### SHORT PROBLEM
A single number is the answer here: how many lines of the entries contain "this"?

[Front-end source files]
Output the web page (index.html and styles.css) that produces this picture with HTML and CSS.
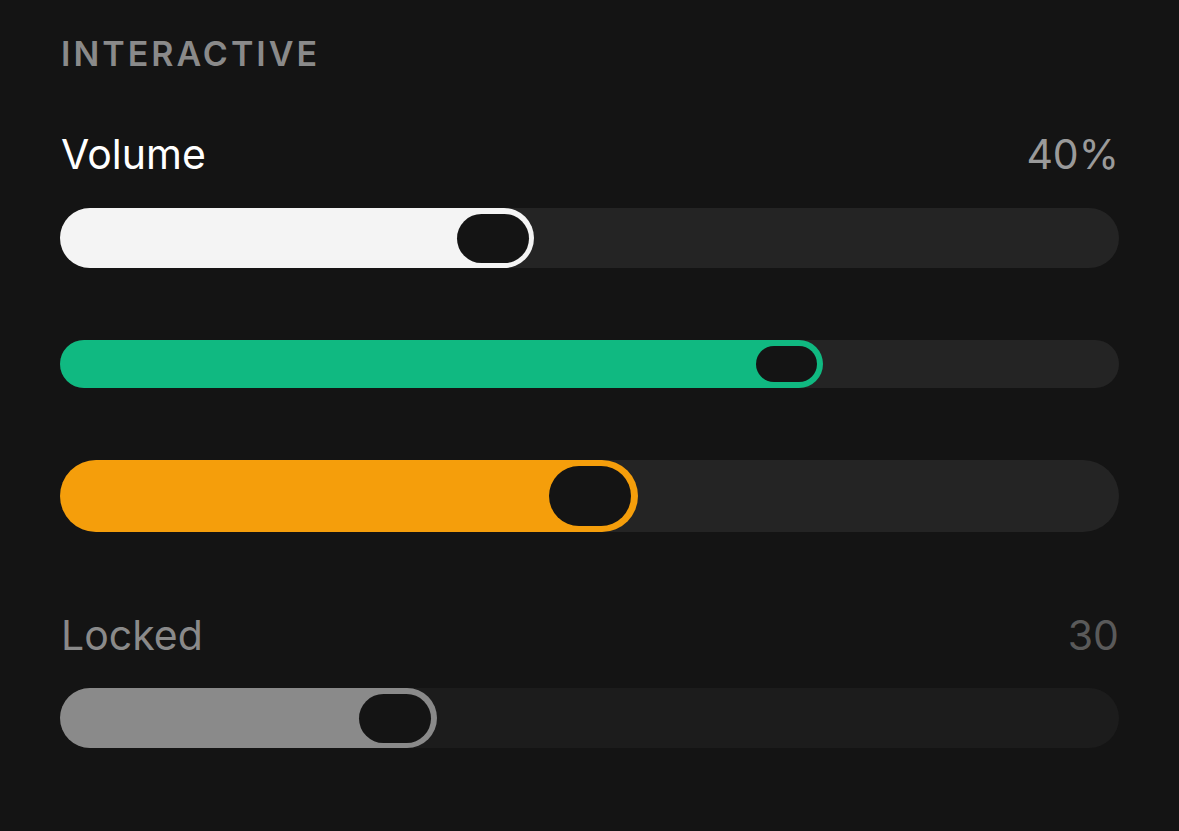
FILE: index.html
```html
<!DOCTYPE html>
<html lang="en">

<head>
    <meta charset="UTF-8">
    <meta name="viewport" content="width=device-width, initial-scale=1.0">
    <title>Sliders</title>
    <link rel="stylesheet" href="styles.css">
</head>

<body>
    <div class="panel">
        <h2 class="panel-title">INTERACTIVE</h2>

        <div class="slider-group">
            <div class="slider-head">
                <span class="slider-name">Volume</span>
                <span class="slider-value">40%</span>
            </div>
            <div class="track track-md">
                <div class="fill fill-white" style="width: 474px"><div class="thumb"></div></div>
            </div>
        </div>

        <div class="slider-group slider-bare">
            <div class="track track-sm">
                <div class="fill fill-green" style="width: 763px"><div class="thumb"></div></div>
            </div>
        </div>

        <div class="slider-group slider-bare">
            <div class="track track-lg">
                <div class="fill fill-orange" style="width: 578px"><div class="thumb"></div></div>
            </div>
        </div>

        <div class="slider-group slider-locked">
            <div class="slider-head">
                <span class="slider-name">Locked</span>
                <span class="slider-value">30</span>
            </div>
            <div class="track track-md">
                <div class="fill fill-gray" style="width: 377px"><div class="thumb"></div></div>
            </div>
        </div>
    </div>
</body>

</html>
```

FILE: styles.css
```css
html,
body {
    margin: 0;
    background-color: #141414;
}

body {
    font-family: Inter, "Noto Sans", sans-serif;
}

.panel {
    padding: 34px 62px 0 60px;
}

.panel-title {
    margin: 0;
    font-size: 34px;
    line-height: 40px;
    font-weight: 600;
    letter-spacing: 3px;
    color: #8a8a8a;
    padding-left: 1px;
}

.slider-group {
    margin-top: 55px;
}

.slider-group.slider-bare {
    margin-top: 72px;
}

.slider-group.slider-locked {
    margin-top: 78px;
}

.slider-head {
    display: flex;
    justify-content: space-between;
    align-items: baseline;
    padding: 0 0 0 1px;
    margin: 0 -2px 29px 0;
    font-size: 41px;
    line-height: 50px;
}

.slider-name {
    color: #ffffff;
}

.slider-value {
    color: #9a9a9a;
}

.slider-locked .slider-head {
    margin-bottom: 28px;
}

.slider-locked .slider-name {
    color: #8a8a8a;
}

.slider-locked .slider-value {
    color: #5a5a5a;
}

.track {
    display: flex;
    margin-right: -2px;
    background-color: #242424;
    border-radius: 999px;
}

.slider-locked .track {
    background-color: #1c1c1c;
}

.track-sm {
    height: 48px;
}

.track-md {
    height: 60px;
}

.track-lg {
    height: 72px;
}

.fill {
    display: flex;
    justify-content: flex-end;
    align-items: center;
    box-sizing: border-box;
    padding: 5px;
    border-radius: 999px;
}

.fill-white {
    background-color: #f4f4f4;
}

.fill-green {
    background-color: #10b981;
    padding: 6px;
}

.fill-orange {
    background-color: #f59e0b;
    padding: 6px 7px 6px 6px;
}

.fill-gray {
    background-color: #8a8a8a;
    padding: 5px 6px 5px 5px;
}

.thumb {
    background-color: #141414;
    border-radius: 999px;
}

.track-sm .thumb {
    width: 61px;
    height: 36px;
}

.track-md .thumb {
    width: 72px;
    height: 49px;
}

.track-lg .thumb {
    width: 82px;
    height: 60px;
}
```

--

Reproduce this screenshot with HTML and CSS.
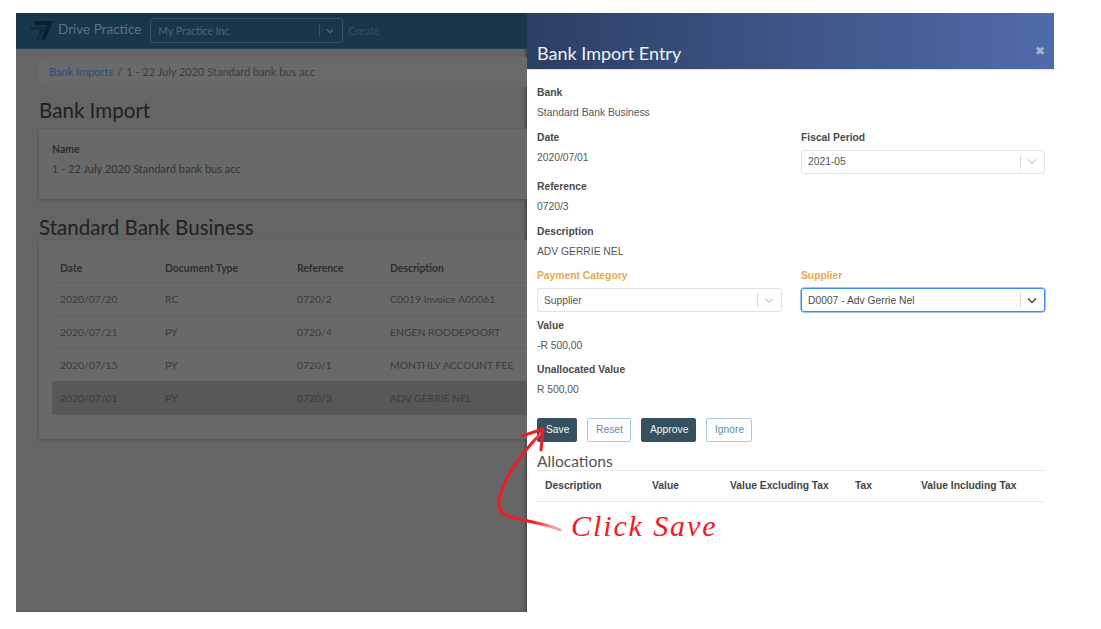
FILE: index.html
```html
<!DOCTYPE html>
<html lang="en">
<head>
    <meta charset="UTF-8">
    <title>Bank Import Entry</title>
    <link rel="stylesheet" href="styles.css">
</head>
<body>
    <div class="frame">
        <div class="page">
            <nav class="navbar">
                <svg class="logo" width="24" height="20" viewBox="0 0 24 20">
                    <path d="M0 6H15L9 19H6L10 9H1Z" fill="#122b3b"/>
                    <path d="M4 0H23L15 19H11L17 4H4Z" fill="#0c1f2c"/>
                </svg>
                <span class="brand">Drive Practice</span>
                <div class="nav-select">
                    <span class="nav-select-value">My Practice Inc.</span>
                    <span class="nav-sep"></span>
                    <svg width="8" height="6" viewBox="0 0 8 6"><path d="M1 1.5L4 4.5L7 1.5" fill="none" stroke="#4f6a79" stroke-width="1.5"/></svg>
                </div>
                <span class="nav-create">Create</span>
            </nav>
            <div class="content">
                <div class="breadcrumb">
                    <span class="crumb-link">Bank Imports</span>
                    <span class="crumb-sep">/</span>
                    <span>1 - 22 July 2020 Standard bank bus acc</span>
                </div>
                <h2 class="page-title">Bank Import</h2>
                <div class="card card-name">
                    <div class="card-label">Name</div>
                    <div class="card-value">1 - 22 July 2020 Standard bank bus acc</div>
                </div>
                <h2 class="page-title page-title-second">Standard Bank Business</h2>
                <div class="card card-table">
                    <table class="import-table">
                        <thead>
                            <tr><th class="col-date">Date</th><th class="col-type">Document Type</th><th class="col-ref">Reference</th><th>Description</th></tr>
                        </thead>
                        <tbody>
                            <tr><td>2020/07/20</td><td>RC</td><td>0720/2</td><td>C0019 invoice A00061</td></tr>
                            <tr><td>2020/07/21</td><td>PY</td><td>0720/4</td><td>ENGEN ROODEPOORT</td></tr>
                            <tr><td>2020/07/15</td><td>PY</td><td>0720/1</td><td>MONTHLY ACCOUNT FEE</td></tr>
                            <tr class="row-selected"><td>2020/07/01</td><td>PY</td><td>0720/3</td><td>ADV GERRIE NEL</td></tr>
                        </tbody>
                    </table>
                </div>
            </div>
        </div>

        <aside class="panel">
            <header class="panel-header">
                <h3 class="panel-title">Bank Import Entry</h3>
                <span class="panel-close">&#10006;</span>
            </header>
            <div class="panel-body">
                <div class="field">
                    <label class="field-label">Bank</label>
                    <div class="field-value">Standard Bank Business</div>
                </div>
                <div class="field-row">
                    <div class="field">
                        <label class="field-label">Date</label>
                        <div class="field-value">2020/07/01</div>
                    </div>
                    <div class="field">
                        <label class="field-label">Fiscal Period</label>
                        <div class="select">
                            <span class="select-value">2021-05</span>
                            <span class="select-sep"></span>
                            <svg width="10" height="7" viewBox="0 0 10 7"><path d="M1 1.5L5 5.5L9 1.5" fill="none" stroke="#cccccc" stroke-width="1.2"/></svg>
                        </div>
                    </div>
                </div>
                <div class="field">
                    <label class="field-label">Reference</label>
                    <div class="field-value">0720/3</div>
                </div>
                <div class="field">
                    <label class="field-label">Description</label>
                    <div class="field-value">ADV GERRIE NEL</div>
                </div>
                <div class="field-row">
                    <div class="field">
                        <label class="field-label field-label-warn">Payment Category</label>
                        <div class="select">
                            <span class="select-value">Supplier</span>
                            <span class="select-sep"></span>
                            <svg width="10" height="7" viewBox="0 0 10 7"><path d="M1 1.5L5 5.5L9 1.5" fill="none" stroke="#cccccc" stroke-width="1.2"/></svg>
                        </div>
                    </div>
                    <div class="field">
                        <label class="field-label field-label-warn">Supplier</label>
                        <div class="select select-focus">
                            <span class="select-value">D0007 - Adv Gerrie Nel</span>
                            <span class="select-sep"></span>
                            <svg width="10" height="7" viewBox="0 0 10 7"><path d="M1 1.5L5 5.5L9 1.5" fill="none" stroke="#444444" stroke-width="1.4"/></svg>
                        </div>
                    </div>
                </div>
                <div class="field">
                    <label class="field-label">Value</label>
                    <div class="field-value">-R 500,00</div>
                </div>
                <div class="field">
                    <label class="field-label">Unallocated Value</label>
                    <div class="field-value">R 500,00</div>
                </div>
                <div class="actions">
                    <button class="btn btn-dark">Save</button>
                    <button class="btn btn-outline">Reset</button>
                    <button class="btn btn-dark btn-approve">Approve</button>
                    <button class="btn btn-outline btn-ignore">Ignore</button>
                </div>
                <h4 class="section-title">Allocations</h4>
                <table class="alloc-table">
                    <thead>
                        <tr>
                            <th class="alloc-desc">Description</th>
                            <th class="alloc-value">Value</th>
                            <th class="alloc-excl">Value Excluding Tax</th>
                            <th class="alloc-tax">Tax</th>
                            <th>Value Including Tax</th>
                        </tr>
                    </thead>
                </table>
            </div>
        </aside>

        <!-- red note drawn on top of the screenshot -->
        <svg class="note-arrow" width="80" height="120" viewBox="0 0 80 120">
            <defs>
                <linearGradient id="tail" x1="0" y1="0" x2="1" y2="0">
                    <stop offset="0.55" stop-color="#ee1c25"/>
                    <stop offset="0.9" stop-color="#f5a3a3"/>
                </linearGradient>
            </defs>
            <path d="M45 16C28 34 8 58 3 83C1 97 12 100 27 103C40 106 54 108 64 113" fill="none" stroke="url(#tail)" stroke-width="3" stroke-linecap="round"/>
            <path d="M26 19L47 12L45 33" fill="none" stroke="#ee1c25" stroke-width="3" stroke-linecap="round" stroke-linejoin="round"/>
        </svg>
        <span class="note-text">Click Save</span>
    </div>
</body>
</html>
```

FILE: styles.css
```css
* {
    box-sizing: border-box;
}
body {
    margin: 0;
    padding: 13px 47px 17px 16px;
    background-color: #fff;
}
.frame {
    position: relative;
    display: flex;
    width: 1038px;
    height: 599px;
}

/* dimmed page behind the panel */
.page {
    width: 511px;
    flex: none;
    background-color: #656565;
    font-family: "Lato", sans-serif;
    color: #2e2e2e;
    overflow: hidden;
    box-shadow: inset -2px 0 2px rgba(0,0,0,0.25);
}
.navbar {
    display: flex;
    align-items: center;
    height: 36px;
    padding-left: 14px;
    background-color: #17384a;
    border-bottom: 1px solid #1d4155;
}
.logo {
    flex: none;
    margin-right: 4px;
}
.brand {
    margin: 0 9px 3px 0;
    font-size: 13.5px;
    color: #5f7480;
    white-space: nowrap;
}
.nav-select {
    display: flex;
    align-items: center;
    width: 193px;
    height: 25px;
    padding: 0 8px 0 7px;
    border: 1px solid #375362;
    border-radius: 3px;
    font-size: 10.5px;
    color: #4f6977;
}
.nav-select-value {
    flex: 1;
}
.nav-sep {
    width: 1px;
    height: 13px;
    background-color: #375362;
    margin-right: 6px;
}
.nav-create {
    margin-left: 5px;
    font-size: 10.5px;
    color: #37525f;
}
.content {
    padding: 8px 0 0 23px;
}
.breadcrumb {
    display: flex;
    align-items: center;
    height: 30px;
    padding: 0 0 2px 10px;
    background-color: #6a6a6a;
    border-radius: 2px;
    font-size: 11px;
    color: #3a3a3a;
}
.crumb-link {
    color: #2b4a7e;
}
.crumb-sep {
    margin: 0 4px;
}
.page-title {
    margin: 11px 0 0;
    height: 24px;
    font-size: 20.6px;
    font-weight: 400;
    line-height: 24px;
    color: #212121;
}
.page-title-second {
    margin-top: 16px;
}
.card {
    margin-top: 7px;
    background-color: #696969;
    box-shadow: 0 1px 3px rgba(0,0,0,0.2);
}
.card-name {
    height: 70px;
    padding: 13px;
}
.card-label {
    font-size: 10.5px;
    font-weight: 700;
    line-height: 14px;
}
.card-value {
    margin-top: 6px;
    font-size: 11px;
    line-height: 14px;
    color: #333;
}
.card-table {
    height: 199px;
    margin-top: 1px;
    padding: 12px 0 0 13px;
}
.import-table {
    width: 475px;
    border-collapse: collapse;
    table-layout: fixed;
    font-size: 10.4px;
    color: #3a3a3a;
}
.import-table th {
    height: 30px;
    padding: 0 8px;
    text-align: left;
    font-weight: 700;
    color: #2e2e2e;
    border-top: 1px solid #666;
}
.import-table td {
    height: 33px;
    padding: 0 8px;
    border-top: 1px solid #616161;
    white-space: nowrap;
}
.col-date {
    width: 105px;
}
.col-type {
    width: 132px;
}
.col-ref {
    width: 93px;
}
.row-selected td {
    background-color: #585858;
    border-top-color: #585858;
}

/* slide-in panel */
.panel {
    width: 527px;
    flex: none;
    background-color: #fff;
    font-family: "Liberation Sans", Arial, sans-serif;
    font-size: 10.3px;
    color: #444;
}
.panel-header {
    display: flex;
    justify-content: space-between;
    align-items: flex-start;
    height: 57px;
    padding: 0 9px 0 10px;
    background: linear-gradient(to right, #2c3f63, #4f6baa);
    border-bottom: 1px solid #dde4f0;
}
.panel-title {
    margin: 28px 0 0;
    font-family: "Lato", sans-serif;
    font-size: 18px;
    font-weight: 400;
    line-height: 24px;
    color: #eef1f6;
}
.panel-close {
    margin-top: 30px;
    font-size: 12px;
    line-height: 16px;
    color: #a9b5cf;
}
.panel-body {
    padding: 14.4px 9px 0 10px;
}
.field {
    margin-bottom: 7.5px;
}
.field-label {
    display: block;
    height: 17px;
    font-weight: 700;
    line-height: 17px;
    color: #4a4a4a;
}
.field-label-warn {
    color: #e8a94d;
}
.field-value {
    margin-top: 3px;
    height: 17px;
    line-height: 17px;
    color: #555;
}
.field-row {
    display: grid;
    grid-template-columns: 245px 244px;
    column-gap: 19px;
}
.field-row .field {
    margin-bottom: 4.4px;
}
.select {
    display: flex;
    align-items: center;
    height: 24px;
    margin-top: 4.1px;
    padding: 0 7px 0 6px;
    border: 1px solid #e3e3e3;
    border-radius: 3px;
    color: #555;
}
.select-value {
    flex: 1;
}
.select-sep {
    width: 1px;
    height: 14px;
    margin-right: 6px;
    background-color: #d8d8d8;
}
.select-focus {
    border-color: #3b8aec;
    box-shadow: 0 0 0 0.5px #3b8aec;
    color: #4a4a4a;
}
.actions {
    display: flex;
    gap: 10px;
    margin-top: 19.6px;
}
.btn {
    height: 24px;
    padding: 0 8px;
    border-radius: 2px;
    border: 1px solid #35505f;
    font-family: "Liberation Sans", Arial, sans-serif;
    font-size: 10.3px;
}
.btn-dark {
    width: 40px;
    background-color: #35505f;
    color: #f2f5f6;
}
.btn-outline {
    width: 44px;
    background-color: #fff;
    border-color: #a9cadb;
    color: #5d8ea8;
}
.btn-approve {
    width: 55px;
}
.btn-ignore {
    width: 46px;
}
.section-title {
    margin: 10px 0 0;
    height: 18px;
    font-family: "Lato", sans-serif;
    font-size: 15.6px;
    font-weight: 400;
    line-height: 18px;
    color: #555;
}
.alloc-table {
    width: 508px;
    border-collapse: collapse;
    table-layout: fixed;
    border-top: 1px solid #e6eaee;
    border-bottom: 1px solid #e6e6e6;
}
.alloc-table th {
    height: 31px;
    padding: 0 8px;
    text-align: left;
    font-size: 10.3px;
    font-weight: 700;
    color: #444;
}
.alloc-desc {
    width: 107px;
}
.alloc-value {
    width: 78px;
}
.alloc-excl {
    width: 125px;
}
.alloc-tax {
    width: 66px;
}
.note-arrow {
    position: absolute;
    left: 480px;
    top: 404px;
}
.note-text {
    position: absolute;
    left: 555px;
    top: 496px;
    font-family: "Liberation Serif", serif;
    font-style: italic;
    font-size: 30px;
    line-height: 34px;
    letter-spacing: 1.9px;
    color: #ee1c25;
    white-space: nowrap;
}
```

### THE REPLY
2